**Available data:**
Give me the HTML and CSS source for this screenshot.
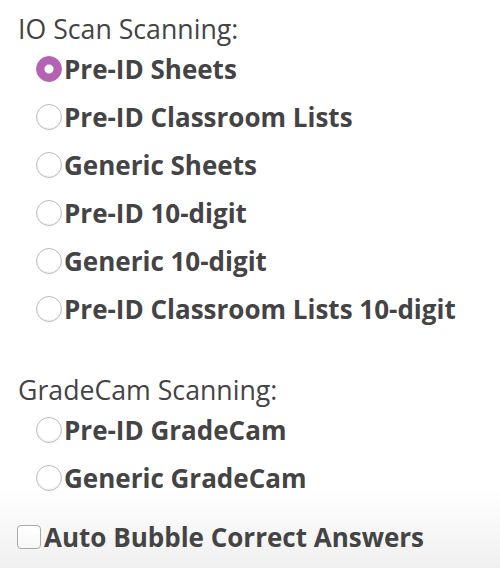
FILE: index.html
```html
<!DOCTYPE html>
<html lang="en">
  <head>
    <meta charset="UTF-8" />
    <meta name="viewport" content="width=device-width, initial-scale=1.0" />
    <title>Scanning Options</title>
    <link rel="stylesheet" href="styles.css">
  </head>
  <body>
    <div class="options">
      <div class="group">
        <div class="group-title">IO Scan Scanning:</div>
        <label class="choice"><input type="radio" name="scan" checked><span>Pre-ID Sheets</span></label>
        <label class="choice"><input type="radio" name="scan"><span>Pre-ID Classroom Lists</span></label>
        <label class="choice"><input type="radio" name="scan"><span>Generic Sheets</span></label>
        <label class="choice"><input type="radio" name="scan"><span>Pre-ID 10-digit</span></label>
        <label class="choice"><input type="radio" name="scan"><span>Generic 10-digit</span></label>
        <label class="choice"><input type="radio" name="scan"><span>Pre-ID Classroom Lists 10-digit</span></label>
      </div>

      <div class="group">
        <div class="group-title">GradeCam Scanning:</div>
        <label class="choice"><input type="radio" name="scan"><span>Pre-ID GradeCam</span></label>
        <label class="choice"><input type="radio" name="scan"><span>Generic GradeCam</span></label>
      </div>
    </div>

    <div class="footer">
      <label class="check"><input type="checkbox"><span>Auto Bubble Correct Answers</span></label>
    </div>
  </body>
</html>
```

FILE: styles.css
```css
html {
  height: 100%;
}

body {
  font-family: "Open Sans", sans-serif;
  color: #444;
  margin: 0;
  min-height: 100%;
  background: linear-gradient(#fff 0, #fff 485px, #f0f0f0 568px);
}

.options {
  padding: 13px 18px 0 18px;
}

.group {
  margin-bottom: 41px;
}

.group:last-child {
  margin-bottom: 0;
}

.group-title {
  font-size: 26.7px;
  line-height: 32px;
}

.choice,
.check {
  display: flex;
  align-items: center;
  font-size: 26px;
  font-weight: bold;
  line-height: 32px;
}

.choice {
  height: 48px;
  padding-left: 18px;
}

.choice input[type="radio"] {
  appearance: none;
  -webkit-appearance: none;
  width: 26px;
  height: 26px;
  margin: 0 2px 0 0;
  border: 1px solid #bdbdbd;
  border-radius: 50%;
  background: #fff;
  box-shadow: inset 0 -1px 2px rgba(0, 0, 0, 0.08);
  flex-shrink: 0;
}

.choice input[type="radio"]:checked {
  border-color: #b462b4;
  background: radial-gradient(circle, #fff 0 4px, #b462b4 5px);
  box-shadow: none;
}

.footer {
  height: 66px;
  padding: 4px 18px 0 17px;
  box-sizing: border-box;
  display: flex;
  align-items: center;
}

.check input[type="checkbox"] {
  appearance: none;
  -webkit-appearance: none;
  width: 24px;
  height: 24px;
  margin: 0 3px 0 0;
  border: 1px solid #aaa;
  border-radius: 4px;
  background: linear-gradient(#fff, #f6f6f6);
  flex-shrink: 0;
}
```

**Set problem:**
Retype the data above exactly; pictures are not part of the copy.

**Problem solution:**
Give me the HTML and CSS source for this screenshot.
FILE: index.html
```html
<!DOCTYPE html>
<html lang="en">
  <head>
    <meta charset="UTF-8" />
    <meta name="viewport" content="width=device-width, initial-scale=1.0" />
    <title>Scanning Options</title>
    <link rel="stylesheet" href="styles.css">
  </head>
  <body>
    <div class="options">
      <div class="group">
        <div class="group-title">IO Scan Scanning:</div>
        <label class="choice"><input type="radio" name="scan" checked><span>Pre-ID Sheets</span></label>
        <label class="choice"><input type="radio" name="scan"><span>Pre-ID Classroom Lists</span></label>
        <label class="choice"><input type="radio" name="scan"><span>Generic Sheets</span></label>
        <label class="choice"><input type="radio" name="scan"><span>Pre-ID 10-digit</span></label>
        <label class="choice"><input type="radio" name="scan"><span>Generic 10-digit</span></label>
        <label class="choice"><input type="radio" name="scan"><span>Pre-ID Classroom Lists 10-digit</span></label>
      </div>

      <div class="group">
        <div class="group-title">GradeCam Scanning:</div>
        <label class="choice"><input type="radio" name="scan"><span>Pre-ID GradeCam</span></label>
        <label class="choice"><input type="radio" name="scan"><span>Generic GradeCam</span></label>
      </div>
    </div>

    <div class="footer">
      <label class="check"><input type="checkbox"><span>Auto Bubble Correct Answers</span></label>
    </div>
  </body>
</html>
```

FILE: styles.css
```css
html {
  height: 100%;
}

body {
  font-family: "Open Sans", sans-serif;
  color: #444;
  margin: 0;
  min-height: 100%;
  background: linear-gradient(#fff 0, #fff 485px, #f0f0f0 568px);
}

.options {
  padding: 13px 18px 0 18px;
}

.group {
  margin-bottom: 41px;
}

.group:last-child {
  margin-bottom: 0;
}

.group-title {
  font-size: 26.7px;
  line-height: 32px;
}

.choice,
.check {
  display: flex;
  align-items: center;
  font-size: 26px;
  font-weight: bold;
  line-height: 32px;
}

.choice {
  height: 48px;
  padding-left: 18px;
}

.choice input[type="radio"] {
  appearance: none;
  -webkit-appearance: none;
  width: 26px;
  height: 26px;
  margin: 0 2px 0 0;
  border: 1px solid #bdbdbd;
  border-radius: 50%;
  background: #fff;
  box-shadow: inset 0 -1px 2px rgba(0, 0, 0, 0.08);
  flex-shrink: 0;
}

.choice input[type="radio"]:checked {
  border-color: #b462b4;
  background: radial-gradient(circle, #fff 0 4px, #b462b4 5px);
  box-shadow: none;
}

.footer {
  height: 66px;
  padding: 4px 18px 0 17px;
  box-sizing: border-box;
  display: flex;
  align-items: center;
}

.check input[type="checkbox"] {
  appearance: none;
  -webkit-appearance: none;
  width: 24px;
  height: 24px;
  margin: 0 3px 0 0;
  border: 1px solid #aaa;
  border-radius: 4px;
  background: linear-gradient(#fff, #f6f6f6);
  flex-shrink: 0;
}
```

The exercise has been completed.